** start Data extract **

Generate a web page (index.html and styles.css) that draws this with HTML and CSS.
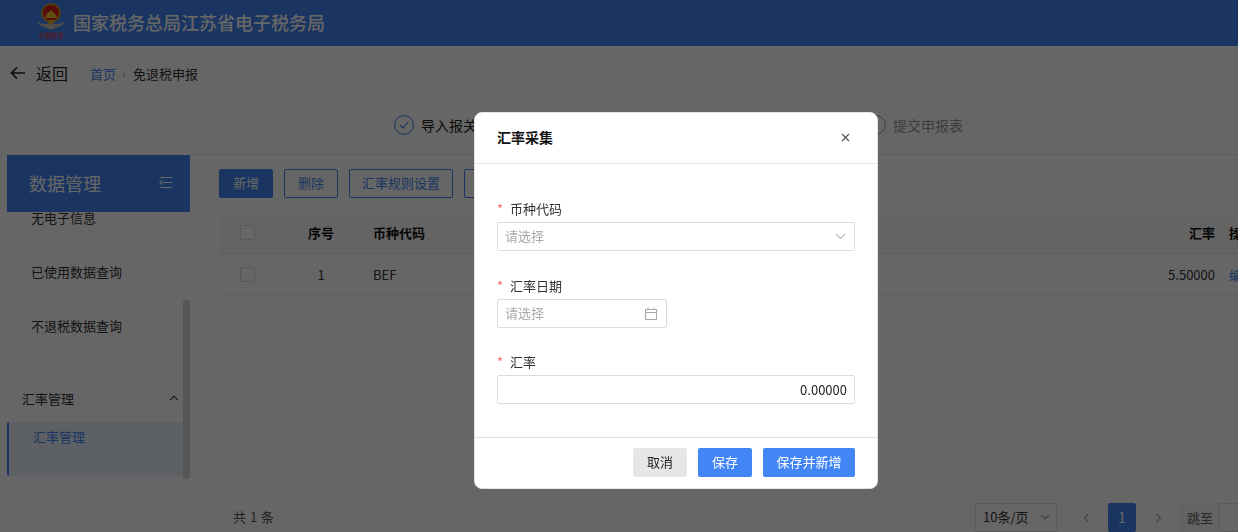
FILE: index.html
```html
<!DOCTYPE html>
<html lang="zh-CN">
<head>
<meta charset="utf-8">
<title>汇率采集</title>
<link rel="stylesheet" href="styles.css">
</head>
<body>
<div class="page">
  <header class="topbar">
    <div class="logo">
      <svg width="28" height="28" viewBox="0 0 28 28">
        <path d="M0 19c3 5 9 5 14 8 5-3 11-3 14-8-3 1-6 2-8 2H8c-2 0-5-1-8-2z" fill="#c4c0b2"/>
        <circle cx="14" cy="10" r="10" fill="#c99a2c"/>
        <circle cx="14" cy="10" r="8" fill="#d9231d"/>
        <path d="M8 15h12l-1-3-5-5-5 5z" fill="#f2c230"/>
        <rect x="11" y="17" width="6" height="4" fill="#d8ad32"/>
      </svg>
      <span class="logo-text">中国税务</span>
    </div>
    <h1 class="site-title">国家税务总局江苏省电子税务局</h1>
  </header>

  <nav class="crumbs">
    <svg class="back-icon" width="16" height="14" viewBox="0 0 16 14"><path d="M15 7H2M7 1.500 1.500 7 7 12.500" fill="none" stroke="#222" stroke-width="1.700"/></svg>
    <span class="back">返回</span>
    <a class="crumb-link">首页</a>
    <span class="crumb-sep">›</span>
    <span class="crumb-now">免退税申报</span>
  </nav>

  <div class="steps">
    <div class="step step-first">
      <svg width="20" height="20" viewBox="0 0 20 20"><circle cx="10" cy="10" r="9.400" fill="none" stroke="#4285f4"/><path d="M6 10.200l3 2.800 5-5.600" fill="none" stroke="#4285f4" stroke-width="1.200"/></svg>
      <span>导入报关单</span>
    </div>
    <div class="step step-last">
      <svg width="20" height="20" viewBox="0 0 20 20"><circle cx="10" cy="10" r="9.400" fill="none" stroke="#999"/></svg>
      <span>提交申报表</span>
    </div>
  </div>

  <div class="workspace">
    <aside class="sidebar">
      <div class="side-title">
        <span>数据管理</span>
        <svg width="14" height="13" viewBox="0 0 14 13"><path d="M1 1.500h12.500M4 6.500h9.500M1 11.500h12.500M3.500 4.500l-2.500 2 2.500 2" fill="none" stroke="#fff" stroke-width="1.200"/></svg>
      </div>
      <ul class="menu">
        <li class="menu-item">无电子信息</li>
        <li class="menu-item">已使用数据查询</li>
        <li class="menu-item">不退税数据查询</li>
        <li class="menu-group">
          <span>汇率管理</span>
          <svg width="10" height="6" viewBox="0 0 10 6"><path d="M1 5.200 5 1.200l4 4" fill="none" stroke="#333" stroke-width="1.100"/></svg>
        </li>
        <li class="menu-active">汇率管理</li>
      </ul>
      <div class="scrollbar"></div>
    </aside>

    <main class="content">
      <div class="toolbar">
        <button class="btn btn-primary">新增</button>
        <button class="btn btn-outline">删除</button>
        <button class="btn btn-outline btn-wide">汇率规则设置</button>
        <button class="btn btn-outline">导入</button>
      </div>
      <div class="table">
        <div class="row row-head">
          <div class="cell-check"><span class="checkbox"></span></div>
          <div class="cell-seq">序号</div>
          <div class="cell-code">币种代码</div>
          <div class="cell-rate">汇率</div>
          <div class="cell-op">操作</div>
        </div>
        <div class="row">
          <div class="cell-check"><span class="checkbox"></span></div>
          <div class="cell-seq">1</div>
          <div class="cell-code">BEF</div>
          <div class="cell-rate">5.50000</div>
          <div class="cell-op link">编辑</div>
        </div>
      </div>
      <div class="pager">
        <span class="total">共 1 条</span>
        <div class="page-size">
          <span>10条/页</span>
          <svg width="10" height="6" viewBox="0 0 10 6"><path d="M1 1l4 4 4-4" fill="none" stroke="#999" stroke-width="1.100"/></svg>
        </div>
        <svg class="pg-arrow pg-prev" width="7" height="10" viewBox="0 0 7 10"><path d="M5.500 1 1.500 5l4 4" fill="none" stroke="#aaa" stroke-width="1.200"/></svg>
        <span class="pg-num">1</span>
        <svg class="pg-arrow pg-next" width="7" height="10" viewBox="0 0 7 10"><path d="M1.500 1l4 4-4 4" fill="none" stroke="#aaa" stroke-width="1.200"/></svg>
        <div class="jump"><span>跳至</span><span class="jump-input"></span></div>
      </div>
    </main>
  </div>
</div>

<div class="overlay">
  <section class="dialog">
    <div class="dialog-head">
      <h2>汇率采集</h2>
      <svg width="9" height="9" viewBox="0 0 9 9"><path d="M1 1l7 7M8 1 1 8" fill="none" stroke="#555" stroke-width="1.200"/></svg>
    </div>
    <div class="dialog-body">
      <div class="field">
        <label class="field-label"><i>*</i>币种代码</label>
        <div class="input"><span class="placeholder">请选择</span>
          <svg width="11" height="7" viewBox="0 0 11 7"><path d="M1 1l4.500 4.500L10 1" fill="none" stroke="#bbb" stroke-width="1.100"/></svg>
        </div>
      </div>
      <div class="field">
        <label class="field-label"><i>*</i>汇率日期</label>
        <div class="input input-date"><span class="placeholder">请选择</span>
          <svg width="14" height="13" viewBox="0 0 14 13"><path d="M1.500 2.500h11v10h-11zM1.500 5.500h11M4 .5v2M10 .5v2" fill="none" stroke="#aaa" stroke-width="1.100"/></svg>
        </div>
      </div>
      <div class="field field-tight">
        <label class="field-label"><i>*</i>汇率</label>
        <div class="input input-num"><span>0.00000</span></div>
      </div>
    </div>
    <div class="dialog-foot">
      <button class="dbtn dbtn-cancel">取消</button>
      <button class="dbtn dbtn-save">保存</button>
      <button class="dbtn dbtn-save dbtn-wide">保存并新增</button>
    </div>
  </section>
</div>
</body>
</html>
```

FILE: styles.css
```css
* { box-sizing: border-box; }
html, body { margin: 0; padding: 0; height: 532px; overflow: hidden; }
body {
  font-family: "Noto Sans CJK SC", "Liberation Sans", sans-serif;
  font-size: 13px;
  color: #333;
  background: #fff;
}
ul { list-style: none; margin: 0; padding: 0; }
h1, h2 { margin: 0; font-weight: normal; }
button { font: inherit; cursor: pointer; }

.page { height: 532px; display: flex; flex-direction: column; }

.topbar {
  height: 46px;
  flex: none;
  background: #4285f4;
  display: flex;
  align-items: center;
  padding-left: 37px;
}
.logo { width: 28px; height: 46px; display: flex; flex-direction: column; align-items: center; margin-right: 8px; padding-top: 3px; }
.logo svg { flex: none; }
.logo-text { font-size: 6.500px; line-height: 9px; color: #e33; white-space: nowrap; }
.site-title { font-size: 18px; line-height: 46px; color: #fff; font-weight: 500; padding-bottom: 2px; }

.crumbs { height: 56px; flex: none; display: flex; align-items: center; padding: 0 0 2px 10px; }
.back-icon { margin-right: 10px; }
.back { font-size: 16px; color: #222; margin-right: 22px; }
.crumb-link { color: #4285f4; }
.crumb-sep { color: #aaa; margin: 0 7px 0 6px; }
.crumb-now { color: #333; }

.steps { height: 52px; flex: none; display: flex; align-items: center; padding: 0 0 6px 394px; font-size: 14px; color: #222; }
.step { display: flex; align-items: center; gap: 7px; white-space: nowrap; }
.step-first { width: 472px; }
.step-last { color: #999; }

.workspace { flex: 1; display: flex; min-height: 0; }

.sidebar { width: 183px; flex: none; margin-left: 7px; position: relative; display: flex; flex-direction: column; margin-top: 1px; }
.side-title {
  height: 57px;
  flex: none;
  background: #4285f4;
  color: #fff;
  font-size: 18px;
  display: flex;
  align-items: center;
  justify-content: space-between;
  padding: 0 17px 2px 22px;
  position: relative;
  z-index: 1;
}
.menu { margin-top: -21px; }
.menu-item { height: 54px; line-height: 54px; padding-left: 24px; color: #333; }
.menu-group {
  height: 46px;
  margin-top: 23px;
  display: flex;
  align-items: center;
  justify-content: space-between;
  padding: 0 11px 2px 15px;
  color: #333;
}
.menu-active {
  height: 54px;
  width: 176px;
  background: #e8f1fb;
  border-left: 2px solid #4285f4;
  border-radius: 2px;
  color: #4285f4;
  padding: 5px 0 0 24px;
  line-height: 20px;
}
.scrollbar { position: absolute; right: 0; top: 145px; width: 7px; height: 179px; background: #d5d5d5; border-radius: 3px; }

.content {
  flex: 1;
  min-width: 0;
  border-top: 1px solid #e6e6e6;
  padding: 14px 0 0 29px;
  display: flex;
  flex-direction: column;
  overflow: hidden;
}
.toolbar { display: flex; gap: 11px; height: 29px; flex: none; }
.btn { height: 29px; width: 54px; padding: 0 0 2px; border-radius: 2px; border: 1px solid #4285f4; }
.btn-primary { background: #4285f4; color: #fff; }
.btn-outline { background: #fff; color: #4285f4; }
.btn-wide { width: 104px; }

.table { width: 1056px; flex: none; margin-top: 14px; }
.row {
  display: grid;
  grid-template-columns: 72px 60px 200px 664px 60px;
  align-items: center;
  height: 41px;
  border-bottom: 1px solid #e6e6e6;
  color: #333;
}
.row-head { height: 42px; background: #fafafa; color: #111; font-weight: 700; }
.cell-check { padding-left: 21px; display: flex; }
.checkbox { width: 15px; height: 15px; border: 1px solid #ddd; border-radius: 2px; background: #fff; }
.cell-seq { text-align: center; }
.cell-code { padding-left: 22px; }
.cell-rate { text-align: right; }
.cell-op { padding-left: 14px; white-space: nowrap; }
.link { color: #4285f4; }

.pager { margin-top: auto; height: 29px; flex: none; display: flex; align-items: center; position: relative; }
.total { padding: 0 0 3px 14px; color: #555; width: 756px; word-spacing: 1px; flex: none; }
.page-size {
  width: 82px;
  height: 29px;
  flex: none;
  border: 1px solid #e0e0e0;
  border-radius: 2px;
  display: flex;
  align-items: center;
  justify-content: space-between;
  padding: 0 6px 2px 7px;
}
.pg-arrow { flex: none; }
.pg-prev { margin-left: 26px; }
.pg-num {
  width: 28px;
  height: 29px;
  flex: none;
  margin-left: 18px;
  border-radius: 2px;
  background: #4285f4;
  color: #fff;
  font-size: 14px;
  line-height: 29px;
  text-align: center;
}
.pg-next { margin-left: 19px; }
.jump { margin-left: 18px; display: flex; align-items: center; background: #f8f8f8; flex: none; padding-left: 7px; gap: 6px; color: #666; }
.jump-input { width: 40px; height: 29px; border: 1px solid #e0e0e0; border-radius: 2px; background: #fff; }

.overlay {
  position: fixed;
  inset: 0;
  z-index: 10;
  background: rgba(0, 0, 0, 0.6);
  padding: 112px 0 0 474px;
}
.dialog {
  width: 404px;
  height: 377px;
  background: #fff;
  border: 1px solid #e4e4e4;
  border-radius: 8px;
  display: flex;
  flex-direction: column;
}
.dialog-head {
  height: 51px;
  flex: none;
  border-bottom: 1px solid #e0e0e0;
  display: flex;
  align-items: center;
  justify-content: space-between;
  padding: 0 27px 2px 22px;
}
.dialog-head h2 { font-size: 14px; font-weight: 700; color: #111; }
.dialog-body { flex: 1; padding: 35px 22px 0; display: flex; flex-direction: column; gap: 25px; }
.field-tight { margin-top: -1px; }
.field-label { display: block; height: 20px; line-height: 20px; margin-bottom: 3px; color: #333; }
.field-label i { font-style: normal; color: #f56c6c; display: inline-block; width: 13px; }
.input {
  height: 29px;
  border: 1px solid #dcdcdc;
  border-radius: 2px;
  display: flex;
  align-items: center;
  justify-content: space-between;
  padding: 0 8px 0 7px;
}
.placeholder { padding-bottom: 2px; color: #aaa; }
.input-date { width: 170px; padding-right: 8px; }
.input-num { justify-content: flex-end; color: #222; padding-right: 7px; }
.dialog-foot {
  height: 51px;
  flex: none;
  border-top: 1px solid #e0e0e0;
  display: flex;
  justify-content: flex-end;
  gap: 11px;
  padding: 10px 22px 0 0;
}
.dbtn { height: 29px; width: 54px; padding: 0 0 2px; border: 0; border-radius: 2px; }
.dbtn-cancel { background: #e6e6e6; color: #222; }
.dbtn-save { background: #4285f4; color: #fff; }
.dbtn-wide { width: 92px; }
```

** end Data extract **

__Instruction__
Pick out every line holding the string "styles" and return it.

__Task answer__
Generate a web page (index.html and styles.css) that draws this with HTML and CSS.
<link rel="stylesheet" href="styles.css">
FILE: styles.css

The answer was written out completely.